## [TASK GOAL]
Pull out every line in the data that has the string "with" in it.

## [Rows from a dataset of pages and code]
====

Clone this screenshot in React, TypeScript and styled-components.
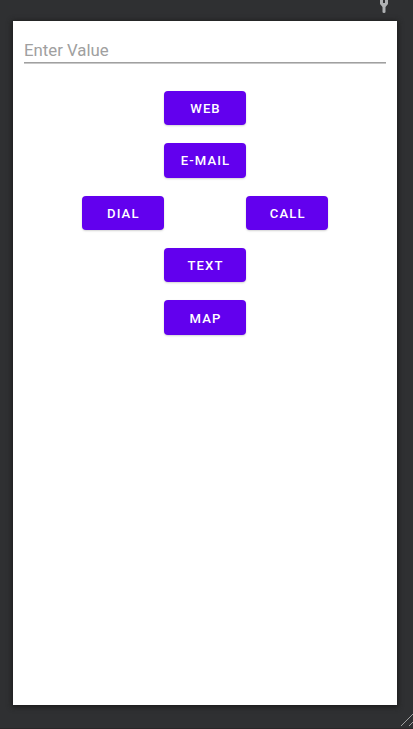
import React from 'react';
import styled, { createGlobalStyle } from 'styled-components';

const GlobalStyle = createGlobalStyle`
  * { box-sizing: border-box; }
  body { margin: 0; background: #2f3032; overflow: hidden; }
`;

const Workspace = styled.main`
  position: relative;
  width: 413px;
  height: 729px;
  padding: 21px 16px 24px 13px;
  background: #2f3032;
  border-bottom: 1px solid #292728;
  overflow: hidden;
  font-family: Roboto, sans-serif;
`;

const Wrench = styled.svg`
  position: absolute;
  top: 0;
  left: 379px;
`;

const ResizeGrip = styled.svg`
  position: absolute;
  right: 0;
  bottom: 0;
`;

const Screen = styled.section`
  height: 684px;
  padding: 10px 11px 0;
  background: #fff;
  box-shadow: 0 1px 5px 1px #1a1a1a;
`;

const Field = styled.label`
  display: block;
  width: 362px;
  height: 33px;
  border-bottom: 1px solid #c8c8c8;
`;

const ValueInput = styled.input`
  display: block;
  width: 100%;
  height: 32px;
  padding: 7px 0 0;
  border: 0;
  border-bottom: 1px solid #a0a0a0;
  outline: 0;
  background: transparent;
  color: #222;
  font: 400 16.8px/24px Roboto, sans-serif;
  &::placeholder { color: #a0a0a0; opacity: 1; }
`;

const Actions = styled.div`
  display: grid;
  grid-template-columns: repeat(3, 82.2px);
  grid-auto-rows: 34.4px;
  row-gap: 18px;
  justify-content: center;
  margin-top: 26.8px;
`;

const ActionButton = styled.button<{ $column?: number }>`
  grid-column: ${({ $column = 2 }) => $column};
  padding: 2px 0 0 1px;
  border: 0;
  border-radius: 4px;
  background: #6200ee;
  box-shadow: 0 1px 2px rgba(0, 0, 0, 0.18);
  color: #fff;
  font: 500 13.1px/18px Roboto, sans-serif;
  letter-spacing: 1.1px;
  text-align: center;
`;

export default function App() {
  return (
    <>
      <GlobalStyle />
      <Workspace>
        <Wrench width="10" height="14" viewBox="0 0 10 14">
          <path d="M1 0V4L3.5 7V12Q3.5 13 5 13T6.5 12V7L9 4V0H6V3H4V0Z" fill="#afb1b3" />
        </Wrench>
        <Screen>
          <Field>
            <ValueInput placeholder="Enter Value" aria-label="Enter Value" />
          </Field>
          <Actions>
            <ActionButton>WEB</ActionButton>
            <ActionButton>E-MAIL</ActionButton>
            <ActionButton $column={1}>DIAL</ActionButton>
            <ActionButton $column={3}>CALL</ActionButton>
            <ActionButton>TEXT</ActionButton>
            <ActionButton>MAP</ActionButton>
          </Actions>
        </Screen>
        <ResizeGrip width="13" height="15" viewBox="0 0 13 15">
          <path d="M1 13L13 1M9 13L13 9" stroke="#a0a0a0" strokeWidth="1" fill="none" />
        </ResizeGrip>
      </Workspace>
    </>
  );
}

====

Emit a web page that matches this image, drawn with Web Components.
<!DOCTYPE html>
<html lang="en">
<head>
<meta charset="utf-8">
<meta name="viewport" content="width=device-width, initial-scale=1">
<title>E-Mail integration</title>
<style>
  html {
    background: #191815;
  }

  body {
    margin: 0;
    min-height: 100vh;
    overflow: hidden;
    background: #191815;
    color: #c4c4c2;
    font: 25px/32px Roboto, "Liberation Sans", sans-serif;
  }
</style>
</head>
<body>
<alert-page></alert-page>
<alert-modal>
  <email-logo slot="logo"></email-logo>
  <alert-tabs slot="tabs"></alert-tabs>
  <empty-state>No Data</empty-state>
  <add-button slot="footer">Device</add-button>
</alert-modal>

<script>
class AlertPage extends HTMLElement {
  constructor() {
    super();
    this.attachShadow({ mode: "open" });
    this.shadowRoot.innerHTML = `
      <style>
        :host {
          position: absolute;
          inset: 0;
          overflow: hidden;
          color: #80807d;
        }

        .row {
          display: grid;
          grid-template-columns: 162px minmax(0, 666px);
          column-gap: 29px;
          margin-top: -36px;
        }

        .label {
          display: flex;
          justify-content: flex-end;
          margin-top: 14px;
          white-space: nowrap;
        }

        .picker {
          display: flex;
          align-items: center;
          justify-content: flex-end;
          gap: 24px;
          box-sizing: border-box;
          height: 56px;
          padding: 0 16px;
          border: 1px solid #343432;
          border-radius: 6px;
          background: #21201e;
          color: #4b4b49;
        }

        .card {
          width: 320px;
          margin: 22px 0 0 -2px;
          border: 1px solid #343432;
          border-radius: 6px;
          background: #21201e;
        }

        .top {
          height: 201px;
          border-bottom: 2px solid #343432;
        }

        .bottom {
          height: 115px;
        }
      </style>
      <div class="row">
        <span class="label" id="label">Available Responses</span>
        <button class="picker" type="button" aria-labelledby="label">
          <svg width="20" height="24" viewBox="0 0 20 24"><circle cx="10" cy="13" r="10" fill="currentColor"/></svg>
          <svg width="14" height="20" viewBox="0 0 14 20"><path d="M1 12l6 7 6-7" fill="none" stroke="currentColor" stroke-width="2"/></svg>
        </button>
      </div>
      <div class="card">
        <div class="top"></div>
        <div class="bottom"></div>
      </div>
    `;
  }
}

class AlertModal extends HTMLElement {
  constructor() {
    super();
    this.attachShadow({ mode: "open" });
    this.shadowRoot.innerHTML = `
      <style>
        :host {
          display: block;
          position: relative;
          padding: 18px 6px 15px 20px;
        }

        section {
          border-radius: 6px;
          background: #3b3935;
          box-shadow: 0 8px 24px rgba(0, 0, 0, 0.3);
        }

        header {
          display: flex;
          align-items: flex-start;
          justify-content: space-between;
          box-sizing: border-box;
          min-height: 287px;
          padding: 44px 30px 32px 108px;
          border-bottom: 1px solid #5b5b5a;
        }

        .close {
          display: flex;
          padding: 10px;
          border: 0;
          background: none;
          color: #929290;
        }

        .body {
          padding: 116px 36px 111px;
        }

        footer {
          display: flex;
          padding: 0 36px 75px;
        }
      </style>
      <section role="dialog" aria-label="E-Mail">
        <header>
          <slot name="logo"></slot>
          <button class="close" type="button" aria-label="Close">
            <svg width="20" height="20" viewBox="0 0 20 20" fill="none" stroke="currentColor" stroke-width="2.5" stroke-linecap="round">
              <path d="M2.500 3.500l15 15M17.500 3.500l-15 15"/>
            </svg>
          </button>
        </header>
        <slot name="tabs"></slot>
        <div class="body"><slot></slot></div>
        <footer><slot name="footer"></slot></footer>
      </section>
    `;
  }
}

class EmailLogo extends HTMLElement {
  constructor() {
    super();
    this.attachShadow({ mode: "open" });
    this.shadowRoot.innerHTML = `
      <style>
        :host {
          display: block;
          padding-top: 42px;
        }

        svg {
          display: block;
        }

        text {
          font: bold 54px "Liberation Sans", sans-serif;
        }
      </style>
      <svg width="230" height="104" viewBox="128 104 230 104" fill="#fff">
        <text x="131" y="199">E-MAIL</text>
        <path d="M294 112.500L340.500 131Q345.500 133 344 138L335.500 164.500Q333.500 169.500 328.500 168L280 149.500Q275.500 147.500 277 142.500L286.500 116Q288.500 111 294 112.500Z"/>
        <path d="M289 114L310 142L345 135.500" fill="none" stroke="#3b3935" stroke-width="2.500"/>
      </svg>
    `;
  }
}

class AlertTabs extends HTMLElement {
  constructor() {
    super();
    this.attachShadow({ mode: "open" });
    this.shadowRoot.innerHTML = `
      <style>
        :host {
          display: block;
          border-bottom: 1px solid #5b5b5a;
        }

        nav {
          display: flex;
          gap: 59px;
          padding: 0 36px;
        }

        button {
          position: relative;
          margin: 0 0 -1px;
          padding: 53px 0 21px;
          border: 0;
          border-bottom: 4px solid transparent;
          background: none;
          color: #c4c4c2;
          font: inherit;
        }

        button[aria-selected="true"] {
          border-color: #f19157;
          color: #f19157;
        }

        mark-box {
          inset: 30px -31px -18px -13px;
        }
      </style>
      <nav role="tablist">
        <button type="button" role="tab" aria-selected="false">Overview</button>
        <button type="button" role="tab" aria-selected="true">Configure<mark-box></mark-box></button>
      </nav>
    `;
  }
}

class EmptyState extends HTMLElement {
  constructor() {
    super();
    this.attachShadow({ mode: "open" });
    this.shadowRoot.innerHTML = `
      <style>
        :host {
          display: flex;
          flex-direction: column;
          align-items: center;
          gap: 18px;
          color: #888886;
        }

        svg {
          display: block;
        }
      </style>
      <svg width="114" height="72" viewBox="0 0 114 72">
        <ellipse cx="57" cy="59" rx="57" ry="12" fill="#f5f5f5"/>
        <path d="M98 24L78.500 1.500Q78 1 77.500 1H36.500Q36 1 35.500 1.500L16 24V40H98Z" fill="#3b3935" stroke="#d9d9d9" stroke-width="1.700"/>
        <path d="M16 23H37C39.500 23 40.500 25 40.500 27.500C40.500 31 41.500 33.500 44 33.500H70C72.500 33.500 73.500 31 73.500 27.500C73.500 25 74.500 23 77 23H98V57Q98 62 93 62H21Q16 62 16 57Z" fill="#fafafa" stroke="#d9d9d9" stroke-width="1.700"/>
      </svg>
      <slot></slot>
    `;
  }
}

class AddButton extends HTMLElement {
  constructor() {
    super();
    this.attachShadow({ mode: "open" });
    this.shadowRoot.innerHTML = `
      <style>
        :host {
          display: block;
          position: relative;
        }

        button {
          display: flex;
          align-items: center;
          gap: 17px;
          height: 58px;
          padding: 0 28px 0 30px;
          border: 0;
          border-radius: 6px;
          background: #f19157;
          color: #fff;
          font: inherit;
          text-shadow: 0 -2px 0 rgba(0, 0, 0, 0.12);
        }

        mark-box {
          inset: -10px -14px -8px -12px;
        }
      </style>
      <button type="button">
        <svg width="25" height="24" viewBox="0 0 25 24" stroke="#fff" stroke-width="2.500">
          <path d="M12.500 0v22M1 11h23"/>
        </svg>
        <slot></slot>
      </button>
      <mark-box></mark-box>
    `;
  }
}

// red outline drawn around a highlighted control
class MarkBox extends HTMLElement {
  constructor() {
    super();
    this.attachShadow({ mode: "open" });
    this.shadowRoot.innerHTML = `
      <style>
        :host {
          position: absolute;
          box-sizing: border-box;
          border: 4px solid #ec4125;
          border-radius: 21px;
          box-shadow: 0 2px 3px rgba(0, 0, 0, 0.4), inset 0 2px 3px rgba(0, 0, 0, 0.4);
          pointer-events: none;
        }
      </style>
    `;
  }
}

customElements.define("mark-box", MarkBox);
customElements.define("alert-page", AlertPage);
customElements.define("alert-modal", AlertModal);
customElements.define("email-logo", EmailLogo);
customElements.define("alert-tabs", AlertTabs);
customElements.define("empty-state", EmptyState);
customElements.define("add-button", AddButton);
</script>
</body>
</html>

====

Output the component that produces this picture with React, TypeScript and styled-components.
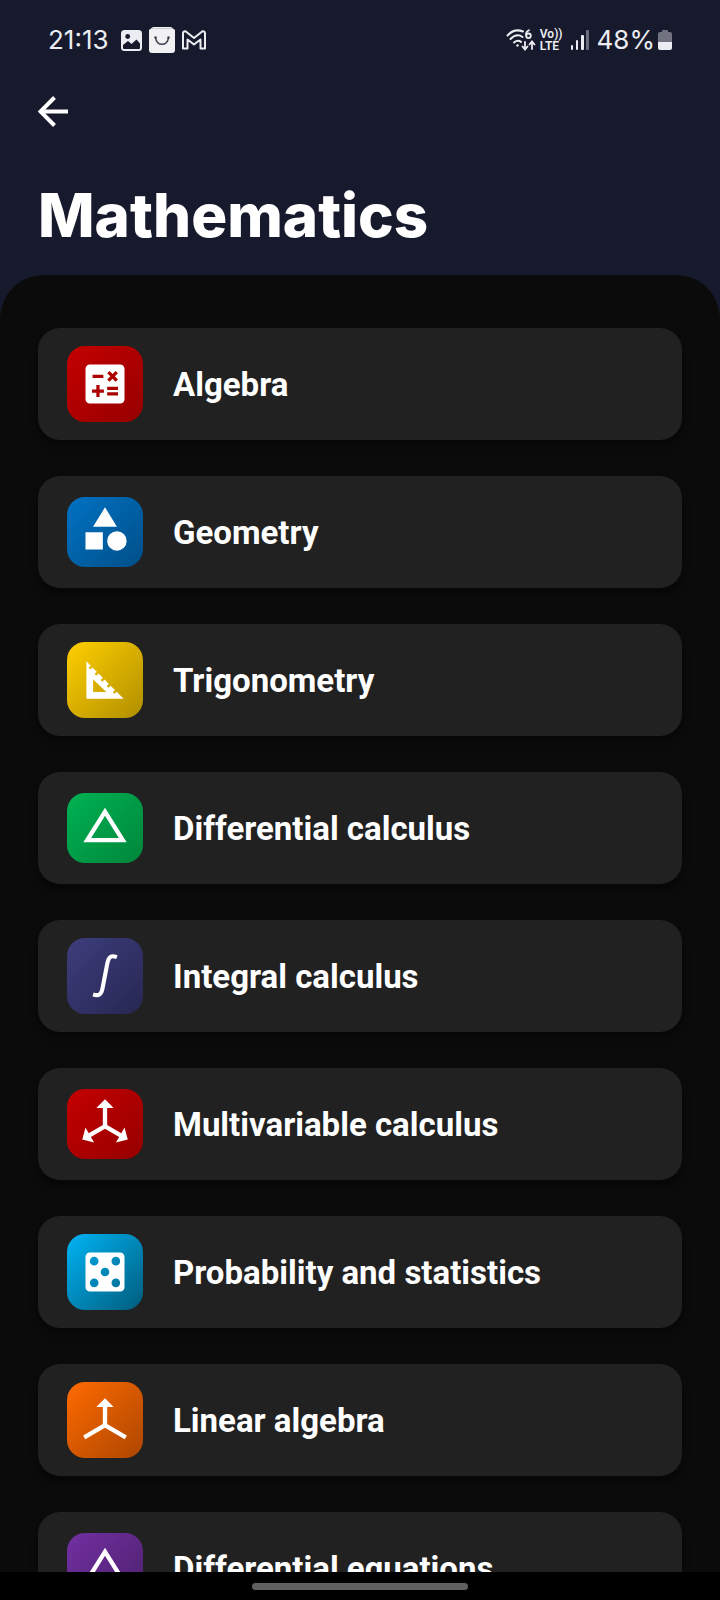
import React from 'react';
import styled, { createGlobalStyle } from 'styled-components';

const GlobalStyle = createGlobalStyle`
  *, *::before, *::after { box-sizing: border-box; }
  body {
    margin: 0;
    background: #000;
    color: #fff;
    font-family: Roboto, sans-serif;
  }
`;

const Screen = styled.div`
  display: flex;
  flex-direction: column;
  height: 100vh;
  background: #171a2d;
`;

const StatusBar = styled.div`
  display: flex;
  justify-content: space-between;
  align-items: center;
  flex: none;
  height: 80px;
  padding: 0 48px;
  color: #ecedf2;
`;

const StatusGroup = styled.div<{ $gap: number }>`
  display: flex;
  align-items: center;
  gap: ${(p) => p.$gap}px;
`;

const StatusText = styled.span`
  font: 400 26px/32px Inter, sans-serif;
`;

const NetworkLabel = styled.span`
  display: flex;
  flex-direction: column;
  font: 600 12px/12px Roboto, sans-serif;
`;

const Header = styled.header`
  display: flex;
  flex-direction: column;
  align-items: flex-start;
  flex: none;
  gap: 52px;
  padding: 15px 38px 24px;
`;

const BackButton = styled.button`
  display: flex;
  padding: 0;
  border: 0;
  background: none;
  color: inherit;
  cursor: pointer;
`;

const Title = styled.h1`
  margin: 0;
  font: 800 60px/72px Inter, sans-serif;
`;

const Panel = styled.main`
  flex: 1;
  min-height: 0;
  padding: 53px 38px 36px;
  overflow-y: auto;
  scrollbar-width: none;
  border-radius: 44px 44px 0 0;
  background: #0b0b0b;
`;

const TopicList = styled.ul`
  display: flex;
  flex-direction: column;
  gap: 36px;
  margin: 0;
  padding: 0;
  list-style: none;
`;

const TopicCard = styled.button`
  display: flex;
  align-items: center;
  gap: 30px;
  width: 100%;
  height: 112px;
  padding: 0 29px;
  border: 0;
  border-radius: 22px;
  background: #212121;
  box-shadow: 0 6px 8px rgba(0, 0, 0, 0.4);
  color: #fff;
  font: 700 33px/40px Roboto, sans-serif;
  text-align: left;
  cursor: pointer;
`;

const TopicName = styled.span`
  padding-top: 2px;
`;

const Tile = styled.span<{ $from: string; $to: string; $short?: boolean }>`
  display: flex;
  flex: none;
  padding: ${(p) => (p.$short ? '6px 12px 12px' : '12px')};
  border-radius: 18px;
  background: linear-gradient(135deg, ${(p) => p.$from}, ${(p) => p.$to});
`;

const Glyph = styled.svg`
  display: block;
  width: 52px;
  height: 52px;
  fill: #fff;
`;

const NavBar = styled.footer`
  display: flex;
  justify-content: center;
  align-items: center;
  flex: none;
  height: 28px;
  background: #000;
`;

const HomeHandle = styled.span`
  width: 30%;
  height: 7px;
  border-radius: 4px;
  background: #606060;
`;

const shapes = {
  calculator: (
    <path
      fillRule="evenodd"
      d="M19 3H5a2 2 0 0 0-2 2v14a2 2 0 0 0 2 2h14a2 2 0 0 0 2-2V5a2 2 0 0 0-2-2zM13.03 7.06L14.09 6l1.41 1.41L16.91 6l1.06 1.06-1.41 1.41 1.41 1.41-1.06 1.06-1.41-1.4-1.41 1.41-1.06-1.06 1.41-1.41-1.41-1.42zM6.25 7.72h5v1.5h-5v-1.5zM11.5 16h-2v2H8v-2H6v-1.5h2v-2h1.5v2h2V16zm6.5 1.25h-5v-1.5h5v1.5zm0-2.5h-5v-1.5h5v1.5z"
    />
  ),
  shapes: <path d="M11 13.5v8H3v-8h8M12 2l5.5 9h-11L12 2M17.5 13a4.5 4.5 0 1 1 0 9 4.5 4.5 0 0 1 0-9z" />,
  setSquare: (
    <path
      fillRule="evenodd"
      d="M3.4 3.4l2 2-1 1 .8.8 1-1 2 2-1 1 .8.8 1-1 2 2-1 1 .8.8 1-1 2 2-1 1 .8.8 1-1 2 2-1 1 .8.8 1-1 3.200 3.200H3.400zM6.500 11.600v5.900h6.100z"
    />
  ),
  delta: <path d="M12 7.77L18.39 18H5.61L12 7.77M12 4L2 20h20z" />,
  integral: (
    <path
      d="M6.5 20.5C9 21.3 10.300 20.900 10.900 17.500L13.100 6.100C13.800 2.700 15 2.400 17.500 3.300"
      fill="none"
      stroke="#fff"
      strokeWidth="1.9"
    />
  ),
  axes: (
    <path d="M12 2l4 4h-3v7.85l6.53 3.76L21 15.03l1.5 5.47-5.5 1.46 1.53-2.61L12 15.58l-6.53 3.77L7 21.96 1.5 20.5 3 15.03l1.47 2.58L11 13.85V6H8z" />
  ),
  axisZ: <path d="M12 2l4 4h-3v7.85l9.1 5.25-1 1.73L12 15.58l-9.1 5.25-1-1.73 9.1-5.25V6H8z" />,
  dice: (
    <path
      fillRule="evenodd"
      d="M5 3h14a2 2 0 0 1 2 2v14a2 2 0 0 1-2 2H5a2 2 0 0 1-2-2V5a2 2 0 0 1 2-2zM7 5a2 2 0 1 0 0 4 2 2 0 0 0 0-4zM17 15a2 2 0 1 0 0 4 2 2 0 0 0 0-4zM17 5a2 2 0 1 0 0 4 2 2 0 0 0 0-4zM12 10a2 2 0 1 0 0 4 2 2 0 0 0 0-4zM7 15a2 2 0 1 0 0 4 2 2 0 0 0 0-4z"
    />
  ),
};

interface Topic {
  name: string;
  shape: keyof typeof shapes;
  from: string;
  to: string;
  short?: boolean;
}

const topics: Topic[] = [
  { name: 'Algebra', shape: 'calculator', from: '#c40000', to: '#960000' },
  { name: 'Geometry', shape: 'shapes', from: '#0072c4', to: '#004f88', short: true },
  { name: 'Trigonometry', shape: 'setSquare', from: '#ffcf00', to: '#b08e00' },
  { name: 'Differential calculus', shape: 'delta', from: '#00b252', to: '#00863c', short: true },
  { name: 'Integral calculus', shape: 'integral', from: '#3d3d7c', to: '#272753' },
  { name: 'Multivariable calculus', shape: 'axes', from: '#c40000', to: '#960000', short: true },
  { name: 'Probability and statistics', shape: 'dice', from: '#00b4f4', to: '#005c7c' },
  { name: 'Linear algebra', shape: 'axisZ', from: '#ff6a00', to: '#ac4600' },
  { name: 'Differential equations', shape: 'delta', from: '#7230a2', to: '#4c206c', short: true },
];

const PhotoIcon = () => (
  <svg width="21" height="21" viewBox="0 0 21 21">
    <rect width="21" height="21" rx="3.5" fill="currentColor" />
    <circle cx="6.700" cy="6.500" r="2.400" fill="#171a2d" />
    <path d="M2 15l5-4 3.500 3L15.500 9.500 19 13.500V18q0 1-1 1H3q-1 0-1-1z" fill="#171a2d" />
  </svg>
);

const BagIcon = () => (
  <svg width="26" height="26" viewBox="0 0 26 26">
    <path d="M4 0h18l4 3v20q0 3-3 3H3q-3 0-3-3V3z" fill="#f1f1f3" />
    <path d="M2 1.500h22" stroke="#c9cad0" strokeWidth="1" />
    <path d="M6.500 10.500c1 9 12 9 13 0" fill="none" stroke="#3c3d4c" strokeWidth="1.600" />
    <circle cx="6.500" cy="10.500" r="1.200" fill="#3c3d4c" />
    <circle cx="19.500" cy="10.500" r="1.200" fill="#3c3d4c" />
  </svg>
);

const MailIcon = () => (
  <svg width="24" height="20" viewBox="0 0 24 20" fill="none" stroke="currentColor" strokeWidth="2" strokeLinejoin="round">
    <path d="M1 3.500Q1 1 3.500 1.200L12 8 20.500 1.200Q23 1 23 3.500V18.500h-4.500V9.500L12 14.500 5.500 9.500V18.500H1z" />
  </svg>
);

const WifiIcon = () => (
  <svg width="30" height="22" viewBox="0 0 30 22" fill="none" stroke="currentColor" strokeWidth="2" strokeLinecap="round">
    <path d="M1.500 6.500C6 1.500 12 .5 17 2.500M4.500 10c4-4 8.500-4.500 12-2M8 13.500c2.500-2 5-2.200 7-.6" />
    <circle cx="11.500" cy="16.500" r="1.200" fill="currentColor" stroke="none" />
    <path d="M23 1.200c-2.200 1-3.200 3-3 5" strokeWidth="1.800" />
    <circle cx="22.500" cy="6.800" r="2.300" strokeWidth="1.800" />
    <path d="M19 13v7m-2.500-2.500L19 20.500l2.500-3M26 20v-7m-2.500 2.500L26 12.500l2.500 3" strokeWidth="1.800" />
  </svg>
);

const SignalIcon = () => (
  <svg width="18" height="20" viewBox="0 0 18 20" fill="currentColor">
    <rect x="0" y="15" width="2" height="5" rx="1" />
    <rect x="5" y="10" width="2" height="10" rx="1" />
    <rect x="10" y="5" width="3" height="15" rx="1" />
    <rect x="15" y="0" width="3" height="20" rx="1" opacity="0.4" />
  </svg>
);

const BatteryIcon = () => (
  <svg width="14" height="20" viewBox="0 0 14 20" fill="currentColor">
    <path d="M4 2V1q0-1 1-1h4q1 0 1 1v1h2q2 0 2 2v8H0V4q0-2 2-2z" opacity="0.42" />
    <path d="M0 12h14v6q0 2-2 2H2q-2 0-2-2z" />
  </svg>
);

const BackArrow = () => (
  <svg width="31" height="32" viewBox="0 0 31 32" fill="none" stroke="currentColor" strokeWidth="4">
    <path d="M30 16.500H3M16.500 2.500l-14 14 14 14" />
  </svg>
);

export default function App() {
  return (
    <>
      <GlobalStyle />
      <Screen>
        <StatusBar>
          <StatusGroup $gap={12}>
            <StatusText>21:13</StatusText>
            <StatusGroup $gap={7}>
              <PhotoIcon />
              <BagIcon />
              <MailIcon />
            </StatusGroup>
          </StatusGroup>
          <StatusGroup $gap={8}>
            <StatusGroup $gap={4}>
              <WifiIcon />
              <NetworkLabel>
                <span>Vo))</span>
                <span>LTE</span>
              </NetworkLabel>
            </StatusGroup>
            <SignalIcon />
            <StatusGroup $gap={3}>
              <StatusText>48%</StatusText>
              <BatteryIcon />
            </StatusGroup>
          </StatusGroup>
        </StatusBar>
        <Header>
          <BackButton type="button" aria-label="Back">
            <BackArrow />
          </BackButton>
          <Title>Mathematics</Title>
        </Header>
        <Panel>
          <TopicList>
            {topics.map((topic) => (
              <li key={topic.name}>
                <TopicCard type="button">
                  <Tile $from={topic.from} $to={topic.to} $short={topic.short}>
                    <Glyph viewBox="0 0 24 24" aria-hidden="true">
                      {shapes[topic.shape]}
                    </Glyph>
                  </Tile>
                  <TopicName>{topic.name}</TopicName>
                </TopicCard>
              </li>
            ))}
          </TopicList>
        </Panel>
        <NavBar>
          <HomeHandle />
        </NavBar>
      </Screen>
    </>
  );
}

====

## [RESPONSE TO THE EXERCISE]
Emit a web page that matches this image, drawn with Web Components.
Output the component that produces this picture with React, TypeScript and styled-components.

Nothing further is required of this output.